Cu is effective for improving the strength of the base metal, but excessive Cu content increases the weld cracking sensitivity. Therefore, an upper limit of the content of Cu in the base metal for clad steel is 0.05%. For the same reason, the upper limit is preferably 0.03%, and more preferably 0.02%. A lower limit is not particularly limited, but is, for example, 0.005%.

Mo is an element that improves the hardenability and improves the strength of the base metal after quenching, but when Mo is less than 0.05%, the effect cannot be sufficiently obtained. Therefore, a lower limit of the content of Mo in the base metal for clad steel is 0.05%. For the same reason, the lower limit is preferably 0.08%, and more preferably 0.10%.

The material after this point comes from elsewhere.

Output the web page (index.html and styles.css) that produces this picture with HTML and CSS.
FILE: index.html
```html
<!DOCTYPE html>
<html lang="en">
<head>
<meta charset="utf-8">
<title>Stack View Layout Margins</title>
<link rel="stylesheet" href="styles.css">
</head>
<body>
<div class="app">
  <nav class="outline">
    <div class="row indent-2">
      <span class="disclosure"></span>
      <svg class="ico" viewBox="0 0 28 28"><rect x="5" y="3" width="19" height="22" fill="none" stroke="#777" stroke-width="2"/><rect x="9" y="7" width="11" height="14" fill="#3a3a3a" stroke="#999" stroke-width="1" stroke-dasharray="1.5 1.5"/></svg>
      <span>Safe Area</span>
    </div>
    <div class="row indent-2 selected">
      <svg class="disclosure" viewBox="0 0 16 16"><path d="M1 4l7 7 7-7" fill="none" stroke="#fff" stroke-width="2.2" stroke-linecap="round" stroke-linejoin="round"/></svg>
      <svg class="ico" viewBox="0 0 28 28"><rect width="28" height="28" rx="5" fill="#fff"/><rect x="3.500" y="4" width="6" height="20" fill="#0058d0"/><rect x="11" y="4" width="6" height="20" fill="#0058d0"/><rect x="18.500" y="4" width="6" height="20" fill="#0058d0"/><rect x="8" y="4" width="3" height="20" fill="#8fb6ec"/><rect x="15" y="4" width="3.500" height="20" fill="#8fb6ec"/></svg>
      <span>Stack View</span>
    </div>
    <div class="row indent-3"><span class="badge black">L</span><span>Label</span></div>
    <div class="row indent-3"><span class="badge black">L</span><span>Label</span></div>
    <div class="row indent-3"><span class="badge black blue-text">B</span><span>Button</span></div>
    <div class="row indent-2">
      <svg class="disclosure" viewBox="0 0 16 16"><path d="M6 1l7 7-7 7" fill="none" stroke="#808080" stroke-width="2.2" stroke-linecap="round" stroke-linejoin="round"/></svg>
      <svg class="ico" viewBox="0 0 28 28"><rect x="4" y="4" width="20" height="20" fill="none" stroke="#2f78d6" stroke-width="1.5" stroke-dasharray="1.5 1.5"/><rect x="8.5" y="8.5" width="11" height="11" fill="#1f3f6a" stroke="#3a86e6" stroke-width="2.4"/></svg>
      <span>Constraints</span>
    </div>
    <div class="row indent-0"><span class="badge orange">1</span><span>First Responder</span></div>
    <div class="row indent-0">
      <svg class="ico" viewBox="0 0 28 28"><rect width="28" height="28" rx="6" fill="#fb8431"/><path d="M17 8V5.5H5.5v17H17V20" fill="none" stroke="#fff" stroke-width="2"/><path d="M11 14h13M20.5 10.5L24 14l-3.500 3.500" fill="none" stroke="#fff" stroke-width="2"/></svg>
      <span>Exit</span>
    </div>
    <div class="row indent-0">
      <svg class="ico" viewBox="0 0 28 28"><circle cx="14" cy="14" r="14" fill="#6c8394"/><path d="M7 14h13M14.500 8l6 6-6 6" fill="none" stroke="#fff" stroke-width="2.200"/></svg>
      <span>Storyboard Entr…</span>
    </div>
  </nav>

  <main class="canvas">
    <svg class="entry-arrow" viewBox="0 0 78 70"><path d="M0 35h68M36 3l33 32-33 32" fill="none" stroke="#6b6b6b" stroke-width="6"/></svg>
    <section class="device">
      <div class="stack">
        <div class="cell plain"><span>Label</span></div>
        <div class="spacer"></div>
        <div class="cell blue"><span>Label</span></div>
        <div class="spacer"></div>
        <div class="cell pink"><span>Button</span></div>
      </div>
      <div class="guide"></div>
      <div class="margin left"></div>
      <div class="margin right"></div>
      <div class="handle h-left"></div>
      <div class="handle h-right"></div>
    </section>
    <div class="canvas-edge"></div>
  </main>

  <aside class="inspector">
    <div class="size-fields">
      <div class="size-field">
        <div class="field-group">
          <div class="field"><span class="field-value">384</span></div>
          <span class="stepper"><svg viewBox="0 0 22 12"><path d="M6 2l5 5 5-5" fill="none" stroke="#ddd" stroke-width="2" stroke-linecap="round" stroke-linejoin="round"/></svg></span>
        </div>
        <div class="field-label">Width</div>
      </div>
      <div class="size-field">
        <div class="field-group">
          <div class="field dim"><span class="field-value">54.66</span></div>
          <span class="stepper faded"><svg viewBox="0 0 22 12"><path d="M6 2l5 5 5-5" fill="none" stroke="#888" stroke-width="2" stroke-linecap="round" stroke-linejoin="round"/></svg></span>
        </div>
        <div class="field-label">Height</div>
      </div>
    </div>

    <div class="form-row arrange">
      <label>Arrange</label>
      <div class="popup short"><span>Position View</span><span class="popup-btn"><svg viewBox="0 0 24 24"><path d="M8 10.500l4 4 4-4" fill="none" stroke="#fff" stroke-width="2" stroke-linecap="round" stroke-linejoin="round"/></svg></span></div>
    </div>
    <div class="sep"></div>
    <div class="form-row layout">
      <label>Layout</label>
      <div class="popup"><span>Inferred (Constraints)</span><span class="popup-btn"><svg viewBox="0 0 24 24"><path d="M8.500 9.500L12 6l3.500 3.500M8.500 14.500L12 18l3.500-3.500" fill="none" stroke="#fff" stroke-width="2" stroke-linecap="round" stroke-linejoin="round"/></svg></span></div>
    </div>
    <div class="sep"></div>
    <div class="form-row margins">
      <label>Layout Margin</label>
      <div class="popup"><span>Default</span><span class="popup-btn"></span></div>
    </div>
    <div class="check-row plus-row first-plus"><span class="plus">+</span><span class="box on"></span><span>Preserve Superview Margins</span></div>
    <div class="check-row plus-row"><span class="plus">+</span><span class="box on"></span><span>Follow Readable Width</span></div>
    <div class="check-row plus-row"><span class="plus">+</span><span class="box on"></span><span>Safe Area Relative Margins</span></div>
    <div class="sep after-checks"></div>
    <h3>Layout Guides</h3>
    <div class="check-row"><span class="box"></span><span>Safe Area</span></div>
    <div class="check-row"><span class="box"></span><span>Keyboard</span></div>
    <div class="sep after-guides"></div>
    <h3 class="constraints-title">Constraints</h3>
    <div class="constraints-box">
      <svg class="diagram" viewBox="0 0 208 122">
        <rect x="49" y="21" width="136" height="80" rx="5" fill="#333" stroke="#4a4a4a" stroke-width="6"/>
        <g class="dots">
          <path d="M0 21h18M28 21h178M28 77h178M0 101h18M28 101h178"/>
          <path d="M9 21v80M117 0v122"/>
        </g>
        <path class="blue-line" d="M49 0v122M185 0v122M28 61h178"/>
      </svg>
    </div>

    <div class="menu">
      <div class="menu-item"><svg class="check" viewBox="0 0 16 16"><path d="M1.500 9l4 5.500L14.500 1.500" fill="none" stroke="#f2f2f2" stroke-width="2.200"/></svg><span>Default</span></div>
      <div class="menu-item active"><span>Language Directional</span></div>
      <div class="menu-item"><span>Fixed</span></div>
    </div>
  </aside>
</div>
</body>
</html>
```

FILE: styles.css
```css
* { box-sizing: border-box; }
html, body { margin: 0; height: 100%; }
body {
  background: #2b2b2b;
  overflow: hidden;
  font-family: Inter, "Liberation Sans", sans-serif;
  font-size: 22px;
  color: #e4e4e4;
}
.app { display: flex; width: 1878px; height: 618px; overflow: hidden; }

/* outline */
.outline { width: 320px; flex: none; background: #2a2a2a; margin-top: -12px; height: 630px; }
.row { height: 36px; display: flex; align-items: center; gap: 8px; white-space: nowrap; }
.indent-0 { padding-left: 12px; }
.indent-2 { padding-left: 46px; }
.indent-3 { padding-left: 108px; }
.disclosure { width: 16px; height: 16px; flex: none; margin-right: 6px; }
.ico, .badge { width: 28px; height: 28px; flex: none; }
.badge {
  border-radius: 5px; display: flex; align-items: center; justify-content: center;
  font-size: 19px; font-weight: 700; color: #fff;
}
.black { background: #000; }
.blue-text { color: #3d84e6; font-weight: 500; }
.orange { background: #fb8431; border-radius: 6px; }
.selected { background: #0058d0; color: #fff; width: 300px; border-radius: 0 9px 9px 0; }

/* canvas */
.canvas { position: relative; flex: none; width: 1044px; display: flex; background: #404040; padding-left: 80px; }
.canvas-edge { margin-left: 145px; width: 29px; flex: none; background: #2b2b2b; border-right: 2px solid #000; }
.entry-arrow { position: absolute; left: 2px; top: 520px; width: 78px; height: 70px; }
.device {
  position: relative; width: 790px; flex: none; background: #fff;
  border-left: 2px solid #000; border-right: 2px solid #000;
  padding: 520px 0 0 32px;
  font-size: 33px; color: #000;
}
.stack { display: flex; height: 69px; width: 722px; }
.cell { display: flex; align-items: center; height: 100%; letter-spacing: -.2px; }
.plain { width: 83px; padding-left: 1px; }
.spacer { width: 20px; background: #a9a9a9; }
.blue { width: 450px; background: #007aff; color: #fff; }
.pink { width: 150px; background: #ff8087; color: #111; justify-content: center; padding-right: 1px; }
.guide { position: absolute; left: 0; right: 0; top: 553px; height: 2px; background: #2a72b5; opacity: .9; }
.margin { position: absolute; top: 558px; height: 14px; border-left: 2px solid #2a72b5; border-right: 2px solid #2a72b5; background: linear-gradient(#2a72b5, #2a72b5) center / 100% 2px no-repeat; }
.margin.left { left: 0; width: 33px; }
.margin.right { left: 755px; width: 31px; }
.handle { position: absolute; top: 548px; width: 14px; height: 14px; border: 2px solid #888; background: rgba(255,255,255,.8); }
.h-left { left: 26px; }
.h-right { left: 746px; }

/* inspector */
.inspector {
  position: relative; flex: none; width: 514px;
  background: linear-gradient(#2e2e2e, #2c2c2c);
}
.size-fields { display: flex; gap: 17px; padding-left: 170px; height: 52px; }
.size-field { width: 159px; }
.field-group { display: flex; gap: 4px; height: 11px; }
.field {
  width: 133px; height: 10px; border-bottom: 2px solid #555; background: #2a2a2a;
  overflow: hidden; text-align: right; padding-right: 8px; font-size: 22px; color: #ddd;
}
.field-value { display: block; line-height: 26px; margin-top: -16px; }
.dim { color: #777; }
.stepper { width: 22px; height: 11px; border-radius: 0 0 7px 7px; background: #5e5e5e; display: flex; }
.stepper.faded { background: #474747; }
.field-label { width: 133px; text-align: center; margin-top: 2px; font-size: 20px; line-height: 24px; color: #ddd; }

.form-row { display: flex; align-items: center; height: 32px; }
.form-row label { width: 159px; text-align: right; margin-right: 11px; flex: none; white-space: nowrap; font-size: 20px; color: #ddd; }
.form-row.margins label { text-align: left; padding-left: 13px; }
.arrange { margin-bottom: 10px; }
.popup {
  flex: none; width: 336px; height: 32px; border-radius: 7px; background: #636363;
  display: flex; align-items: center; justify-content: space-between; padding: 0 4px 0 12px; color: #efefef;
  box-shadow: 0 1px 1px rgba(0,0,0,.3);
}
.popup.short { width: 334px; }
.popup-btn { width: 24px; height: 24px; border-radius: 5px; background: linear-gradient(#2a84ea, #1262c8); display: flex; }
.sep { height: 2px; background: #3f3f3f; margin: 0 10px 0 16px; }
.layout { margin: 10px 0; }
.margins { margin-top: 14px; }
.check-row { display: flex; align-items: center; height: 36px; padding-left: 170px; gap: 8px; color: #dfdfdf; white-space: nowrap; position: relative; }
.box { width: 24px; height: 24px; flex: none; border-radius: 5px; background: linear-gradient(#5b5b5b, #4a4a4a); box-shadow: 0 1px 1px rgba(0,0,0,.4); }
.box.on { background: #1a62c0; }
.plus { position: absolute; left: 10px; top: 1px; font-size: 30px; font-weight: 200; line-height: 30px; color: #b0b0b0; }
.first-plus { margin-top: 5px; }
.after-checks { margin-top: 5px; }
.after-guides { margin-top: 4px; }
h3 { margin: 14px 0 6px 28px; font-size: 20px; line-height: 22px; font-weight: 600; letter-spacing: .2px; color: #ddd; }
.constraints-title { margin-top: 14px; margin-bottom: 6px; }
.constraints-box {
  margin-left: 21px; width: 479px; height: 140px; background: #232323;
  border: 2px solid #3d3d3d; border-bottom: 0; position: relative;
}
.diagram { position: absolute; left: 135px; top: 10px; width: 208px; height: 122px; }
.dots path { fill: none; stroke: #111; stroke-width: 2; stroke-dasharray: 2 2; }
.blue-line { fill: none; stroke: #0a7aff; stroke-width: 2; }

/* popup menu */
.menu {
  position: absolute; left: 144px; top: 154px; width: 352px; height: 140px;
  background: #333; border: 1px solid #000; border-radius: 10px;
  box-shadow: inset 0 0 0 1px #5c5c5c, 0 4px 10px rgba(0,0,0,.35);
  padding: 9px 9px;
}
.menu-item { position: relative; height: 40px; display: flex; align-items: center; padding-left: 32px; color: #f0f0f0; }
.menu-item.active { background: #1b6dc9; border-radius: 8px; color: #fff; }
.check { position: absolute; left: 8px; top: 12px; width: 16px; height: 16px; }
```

Since the excessive content of Mo causes a decrease in the toughness, an upper limit of the content of Mo in the base metal for clad steel is 0.40%. For the same reason, the upper limit is preferably 0.20%, and more preferably 0.18%.

V is an important element for ensuring the strength of steel. V has an effect of securing T.S. to be described later, contributes to refinement of crystal grains, and has an effect of securing impact characteristics without tempering. In order to sufficiently obtain these effects, a lower limit of the content of V in the base metal for clad steel is 0.02%. For the same reason, the lower limit is preferably 0.023%, and more preferably 0.025%.

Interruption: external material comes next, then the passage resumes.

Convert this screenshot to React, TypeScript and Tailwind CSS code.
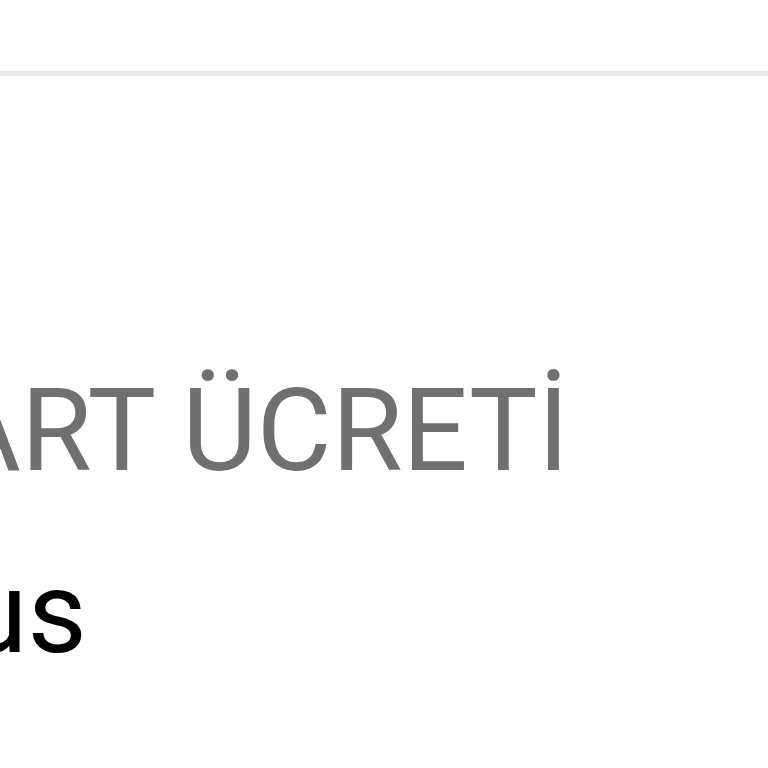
export default function App() {
  return (
    <div className="w-[768px] h-[768px] overflow-hidden bg-white font-['Roboto',sans-serif]">
      <div className="h-[71px]" />
      <div className="h-[5px] bg-[#ebebeb]" />
      <div className="pt-[297px]">
        <div className="ml-[-54px] whitespace-nowrap text-[115px] leading-none text-[#707070]">
          ART ÜCRETİ
        </div>
        <div className="mt-[67px] ml-[-36px] whitespace-nowrap text-[115px] leading-none text-black">
          us
        </div>
      </div>
    </div>
  );
}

On the other hand, since excessive addition of V adversely affects the toughness, an upper limit of the content of V in the base metal for clad steel is 0.06%. For the same reason, the upper limit is preferably 0.05%, and more preferably 0.04%.

Nb is effective in preventing coarsening of austenite grains and in improving refinement of crystal grains and strength by uniformly dispersing fine Nb carbides and the like in a base metal when steel is heated to a quenching temperature. However, excessive content causes deterioration of the toughness due to coarsening of Nb carbide. Therefore, an upper limit of the Nb content in the base metal for clad steel is 0.03%. For the same reason, the upper limit is preferably 0.028%, and more preferably 0.027%. A lower limit is not particularly limited, but is, for example, 0.005%.

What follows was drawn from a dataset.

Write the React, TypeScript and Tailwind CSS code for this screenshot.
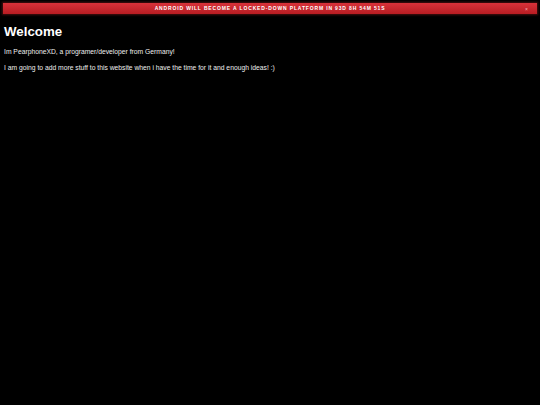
import React from 'react';

const App: React.FC = () => {
    return (
        <div className="min-h-[405px] w-full bg-black text-white font-['Liberation_Sans',Arial,sans-serif]">
            {/* Countdown banner */}
            <div className="px-[3px] pt-[3px]">
                <div className="relative flex h-[11px] items-center justify-center bg-gradient-to-b from-[#d8323a] to-[#b81c22] shadow-[0_0_2px_1px_rgba(90,20,20,0.8)]">
                    <span className="text-[5px] font-black uppercase leading-none tracking-[0.85px] text-white">
                        Android will become a locked-down platform in 93d 8h 54m 51s
                    </span>
                    <button className="absolute right-[9px] top-1/2 -translate-y-1/2 text-[5px] leading-none text-[#f3b0b4]">
                        ×
                    </button>
                </div>
            </div>

            <div className="px-[4px]">
                <h1 className="mt-[11px] text-[13.3px] font-bold leading-none">Welcome</h1>
                <p className="mt-[11px] text-[6.75px] leading-none text-[#eeeeee]">Im PearphoneXD, a programer/developer from Germany!</p>
                <p className="mt-[9px] text-[6.75px] leading-none text-[#eeeeee]">I am going to add more stuff to this website when i have the time for it and enough ideas! :)</p>
            </div>
        </div>
    );
};

export default App;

Ti has an effect of forming carbides and nitrides finely dispersed in steel and refining austenite grains. As will be described later, nitride formed by bonding with N has an effect of preventing coarsening of crystal grains in a heat-affected zone at the time of welding. Therefore, when the content of Ti is less than 0.005%, the above effect is small. When the content of Ti exceeds 0.025%, the toughness is greatly deteriorated due to a notch effect due to aggregation and coarsening of carbides and nitrides.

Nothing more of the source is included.